* **What the task requires**:
Skip the pictures and extract all of the lines exactly as written.
* START Available records *
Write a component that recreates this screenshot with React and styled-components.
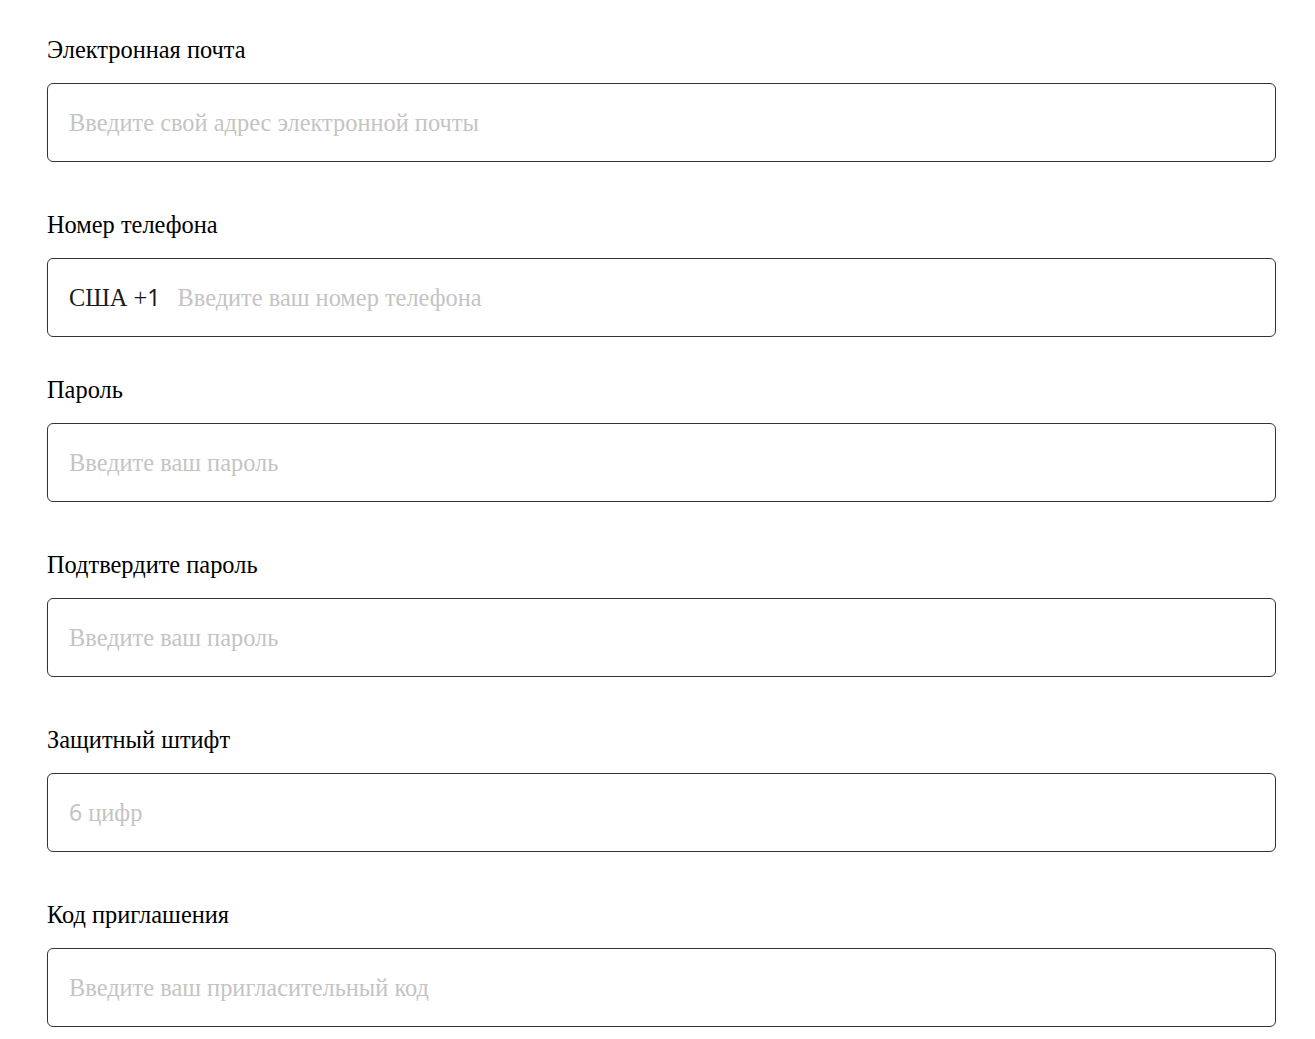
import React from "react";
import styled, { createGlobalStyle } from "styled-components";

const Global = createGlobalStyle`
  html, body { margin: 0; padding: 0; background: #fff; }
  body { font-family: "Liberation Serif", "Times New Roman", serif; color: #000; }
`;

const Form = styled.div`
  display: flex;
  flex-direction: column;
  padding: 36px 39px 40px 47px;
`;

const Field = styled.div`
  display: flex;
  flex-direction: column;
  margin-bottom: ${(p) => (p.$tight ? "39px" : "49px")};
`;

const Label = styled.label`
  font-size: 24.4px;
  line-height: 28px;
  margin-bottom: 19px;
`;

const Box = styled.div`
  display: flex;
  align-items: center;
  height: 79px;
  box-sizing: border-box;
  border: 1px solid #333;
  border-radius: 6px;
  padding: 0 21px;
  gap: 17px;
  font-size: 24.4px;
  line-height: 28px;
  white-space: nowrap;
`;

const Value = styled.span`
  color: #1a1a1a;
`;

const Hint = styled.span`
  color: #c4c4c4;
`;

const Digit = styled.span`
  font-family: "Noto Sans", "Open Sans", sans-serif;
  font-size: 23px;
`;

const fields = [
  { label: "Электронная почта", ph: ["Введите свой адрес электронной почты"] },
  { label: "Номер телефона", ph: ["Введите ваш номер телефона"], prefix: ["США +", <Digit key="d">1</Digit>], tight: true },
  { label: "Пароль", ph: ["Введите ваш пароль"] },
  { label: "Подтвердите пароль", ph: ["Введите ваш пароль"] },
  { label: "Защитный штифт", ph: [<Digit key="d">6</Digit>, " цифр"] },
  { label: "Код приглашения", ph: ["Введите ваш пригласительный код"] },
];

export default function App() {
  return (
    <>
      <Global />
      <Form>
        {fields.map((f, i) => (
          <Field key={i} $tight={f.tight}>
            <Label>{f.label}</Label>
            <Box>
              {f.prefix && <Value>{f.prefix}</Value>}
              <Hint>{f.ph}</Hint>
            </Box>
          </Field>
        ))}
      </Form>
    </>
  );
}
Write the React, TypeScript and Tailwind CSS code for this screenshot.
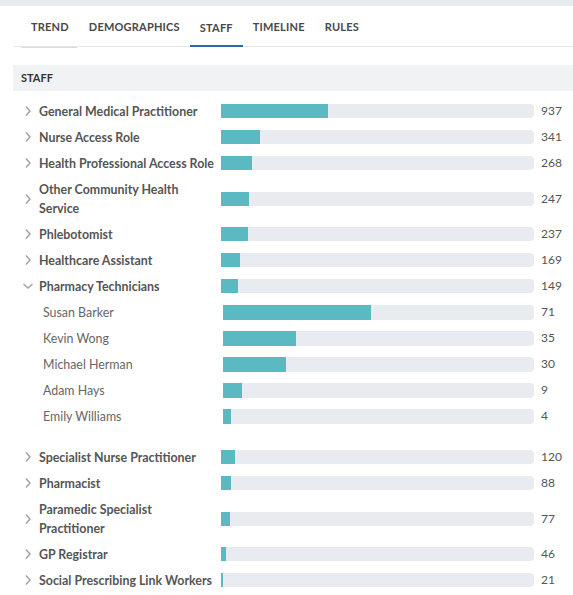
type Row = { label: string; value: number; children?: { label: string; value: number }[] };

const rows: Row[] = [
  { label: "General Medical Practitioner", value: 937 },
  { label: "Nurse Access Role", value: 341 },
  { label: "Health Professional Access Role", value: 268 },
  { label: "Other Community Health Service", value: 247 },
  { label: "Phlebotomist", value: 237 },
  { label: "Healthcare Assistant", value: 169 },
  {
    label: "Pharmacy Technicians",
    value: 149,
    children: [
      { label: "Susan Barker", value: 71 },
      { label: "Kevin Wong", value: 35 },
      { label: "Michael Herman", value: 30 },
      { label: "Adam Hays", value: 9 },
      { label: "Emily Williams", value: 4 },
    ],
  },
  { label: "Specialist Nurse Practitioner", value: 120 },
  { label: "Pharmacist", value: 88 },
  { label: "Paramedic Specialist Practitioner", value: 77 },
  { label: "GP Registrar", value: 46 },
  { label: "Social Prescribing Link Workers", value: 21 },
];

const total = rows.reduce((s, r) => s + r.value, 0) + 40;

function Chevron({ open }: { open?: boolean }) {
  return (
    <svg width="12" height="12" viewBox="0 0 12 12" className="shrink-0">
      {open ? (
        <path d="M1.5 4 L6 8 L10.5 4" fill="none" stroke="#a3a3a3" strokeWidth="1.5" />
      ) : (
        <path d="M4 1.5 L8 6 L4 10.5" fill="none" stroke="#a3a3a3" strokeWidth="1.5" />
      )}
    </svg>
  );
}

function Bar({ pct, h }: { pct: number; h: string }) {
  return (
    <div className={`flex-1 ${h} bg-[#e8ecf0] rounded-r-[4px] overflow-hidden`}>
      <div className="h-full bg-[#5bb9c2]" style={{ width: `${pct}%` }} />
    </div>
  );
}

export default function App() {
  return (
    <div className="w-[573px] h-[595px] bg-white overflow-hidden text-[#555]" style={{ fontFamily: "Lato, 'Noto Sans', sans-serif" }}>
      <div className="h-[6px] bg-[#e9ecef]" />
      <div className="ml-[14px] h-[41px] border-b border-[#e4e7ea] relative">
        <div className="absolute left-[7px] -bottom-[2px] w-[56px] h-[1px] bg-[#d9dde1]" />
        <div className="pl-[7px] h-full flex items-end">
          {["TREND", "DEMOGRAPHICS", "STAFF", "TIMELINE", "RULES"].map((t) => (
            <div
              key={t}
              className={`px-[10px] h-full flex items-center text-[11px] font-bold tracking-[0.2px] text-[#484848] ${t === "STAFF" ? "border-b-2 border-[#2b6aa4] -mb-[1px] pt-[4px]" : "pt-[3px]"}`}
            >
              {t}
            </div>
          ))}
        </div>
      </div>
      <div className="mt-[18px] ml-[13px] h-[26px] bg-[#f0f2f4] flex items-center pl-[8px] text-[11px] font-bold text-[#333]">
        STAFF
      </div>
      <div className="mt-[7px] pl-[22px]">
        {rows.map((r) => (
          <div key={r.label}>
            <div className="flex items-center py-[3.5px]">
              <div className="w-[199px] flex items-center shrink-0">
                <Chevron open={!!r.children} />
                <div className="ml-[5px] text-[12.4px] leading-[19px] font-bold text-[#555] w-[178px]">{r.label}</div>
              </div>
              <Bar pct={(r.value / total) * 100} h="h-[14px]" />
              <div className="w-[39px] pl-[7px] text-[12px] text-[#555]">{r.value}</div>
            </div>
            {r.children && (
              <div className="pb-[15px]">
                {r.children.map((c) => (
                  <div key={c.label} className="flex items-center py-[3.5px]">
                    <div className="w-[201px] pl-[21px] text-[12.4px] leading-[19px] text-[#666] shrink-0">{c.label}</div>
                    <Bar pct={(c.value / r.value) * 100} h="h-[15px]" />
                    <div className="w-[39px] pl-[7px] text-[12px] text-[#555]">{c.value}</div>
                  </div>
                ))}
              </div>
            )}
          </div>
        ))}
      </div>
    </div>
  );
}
* END Available records *
* **Exercise solution**:
Write a component that recreates this screenshot with React and styled-components.
import React from "react";
import styled, { createGlobalStyle } from "styled-components";

const Global = createGlobalStyle`
  html, body { margin: 0; padding: 0; background: #fff; }
  body { font-family: "Liberation Serif", "Times New Roman", serif; color: #000; }
`;

const Form = styled.div`
  display: flex;
  flex-direction: column;
  padding: 36px 39px 40px 47px;
`;

const Field = styled.div`
  display: flex;
  flex-direction: column;
  margin-bottom: ${(p) => (p.$tight ? "39px" : "49px")};
`;

const Label = styled.label`
  font-size: 24.4px;
  line-height: 28px;
  margin-bottom: 19px;
`;

const Box = styled.div`
  display: flex;
  align-items: center;
  height: 79px;
  box-sizing: border-box;
  border: 1px solid #333;
  border-radius: 6px;
  padding: 0 21px;
  gap: 17px;
  font-size: 24.4px;
  line-height: 28px;
  white-space: nowrap;
`;

const Value = styled.span`
  color: #1a1a1a;
`;

const Hint = styled.span`
  color: #c4c4c4;
`;

const Digit = styled.span`
  font-family: "Noto Sans", "Open Sans", sans-serif;
  font-size: 23px;
`;

const fields = [
  { label: "Электронная почта", ph: ["Введите свой адрес электронной почты"] },
  { label: "Номер телефона", ph: ["Введите ваш номер телефона"], prefix: ["США +", <Digit key="d">1</Digit>], tight: true },
  { label: "Пароль", ph: ["Введите ваш пароль"] },
  { label: "Подтвердите пароль", ph: ["Введите ваш пароль"] },
  { label: "Защитный штифт", ph: [<Digit key="d">6</Digit>, " цифр"] },
  { label: "Код приглашения", ph: ["Введите ваш пригласительный код"] },
];

export default function App() {
  return (
    <>
      <Global />
      <Form>
        {fields.map((f, i) => (
          <Field key={i} $tight={f.tight}>
            <Label>{f.label}</Label>
            <Box>
              {f.prefix && <Value>{f.prefix}</Value>}
              <Hint>{f.ph}</Hint>
            </Box>
          </Field>
        ))}
      </Form>
    </>
  );
}
Write the React, TypeScript and Tailwind CSS code for this screenshot.
type Row = { label: string; value: number; children?: { label: string; value: number }[] };

const rows: Row[] = [
  { label: "General Medical Practitioner", value: 937 },
  { label: "Nurse Access Role", value: 341 },
  { label: "Health Professional Access Role", value: 268 },
  { label: "Other Community Health Service", value: 247 },
  { label: "Phlebotomist", value: 237 },
  { label: "Healthcare Assistant", value: 169 },
  {
    label: "Pharmacy Technicians",
    value: 149,
    children: [
      { label: "Susan Barker", value: 71 },
      { label: "Kevin Wong", value: 35 },
      { label: "Michael Herman", value: 30 },
      { label: "Adam Hays", value: 9 },
      { label: "Emily Williams", value: 4 },
    ],
  },
  { label: "Specialist Nurse Practitioner", value: 120 },
  { label: "Pharmacist", value: 88 },
  { label: "Paramedic Specialist Practitioner", value: 77 },
  { label: "GP Registrar", value: 46 },
  { label: "Social Prescribing Link Workers", value: 21 },
];

const total = rows.reduce((s, r) => s + r.value, 0) + 40;

function Chevron({ open }: { open?: boolean }) {
  return (
    <svg width="12" height="12" viewBox="0 0 12 12" className="shrink-0">
      {open ? (
        <path d="M1.5 4 L6 8 L10.5 4" fill="none" stroke="#a3a3a3" strokeWidth="1.5" />
      ) : (
        <path d="M4 1.5 L8 6 L4 10.5" fill="none" stroke="#a3a3a3" strokeWidth="1.5" />
      )}
    </svg>
  );
}

function Bar({ pct, h }: { pct: number; h: string }) {
  return (
    <div className={`flex-1 ${h} bg-[#e8ecf0] rounded-r-[4px] overflow-hidden`}>
      <div className="h-full bg-[#5bb9c2]" style={{ width: `${pct}%` }} />
    </div>
  );
}

export default function App() {
  return (
    <div className="w-[573px] h-[595px] bg-white overflow-hidden text-[#555]" style={{ fontFamily: "Lato, 'Noto Sans', sans-serif" }}>
      <div className="h-[6px] bg-[#e9ecef]" />
      <div className="ml-[14px] h-[41px] border-b border-[#e4e7ea] relative">
        <div className="absolute left-[7px] -bottom-[2px] w-[56px] h-[1px] bg-[#d9dde1]" />
        <div className="pl-[7px] h-full flex items-end">
          {["TREND", "DEMOGRAPHICS", "STAFF", "TIMELINE", "RULES"].map((t) => (
            <div
              key={t}
              className={`px-[10px] h-full flex items-center text-[11px] font-bold tracking-[0.2px] text-[#484848] ${t === "STAFF" ? "border-b-2 border-[#2b6aa4] -mb-[1px] pt-[4px]" : "pt-[3px]"}`}
            >
              {t}
            </div>
          ))}
        </div>
      </div>
      <div className="mt-[18px] ml-[13px] h-[26px] bg-[#f0f2f4] flex items-center pl-[8px] text-[11px] font-bold text-[#333]">
        STAFF
      </div>
      <div className="mt-[7px] pl-[22px]">
        {rows.map((r) => (
          <div key={r.label}>
            <div className="flex items-center py-[3.5px]">
              <div className="w-[199px] flex items-center shrink-0">
                <Chevron open={!!r.children} />
                <div className="ml-[5px] text-[12.4px] leading-[19px] font-bold text-[#555] w-[178px]">{r.label}</div>
              </div>
              <Bar pct={(r.value / total) * 100} h="h-[14px]" />
              <div className="w-[39px] pl-[7px] text-[12px] text-[#555]">{r.value}</div>
            </div>
            {r.children && (
              <div className="pb-[15px]">
                {r.children.map((c) => (
                  <div key={c.label} className="flex items-center py-[3.5px]">
                    <div className="w-[201px] pl-[21px] text-[12.4px] leading-[19px] text-[#666] shrink-0">{c.label}</div>
                    <Bar pct={(c.value / r.value) * 100} h="h-[15px]" />
                    <div className="w-[39px] pl-[7px] text-[12px] text-[#555]">{c.value}</div>
                  </div>
                ))}
              </div>
            )}
          </div>
        ))}
      </div>
    </div>
  );
}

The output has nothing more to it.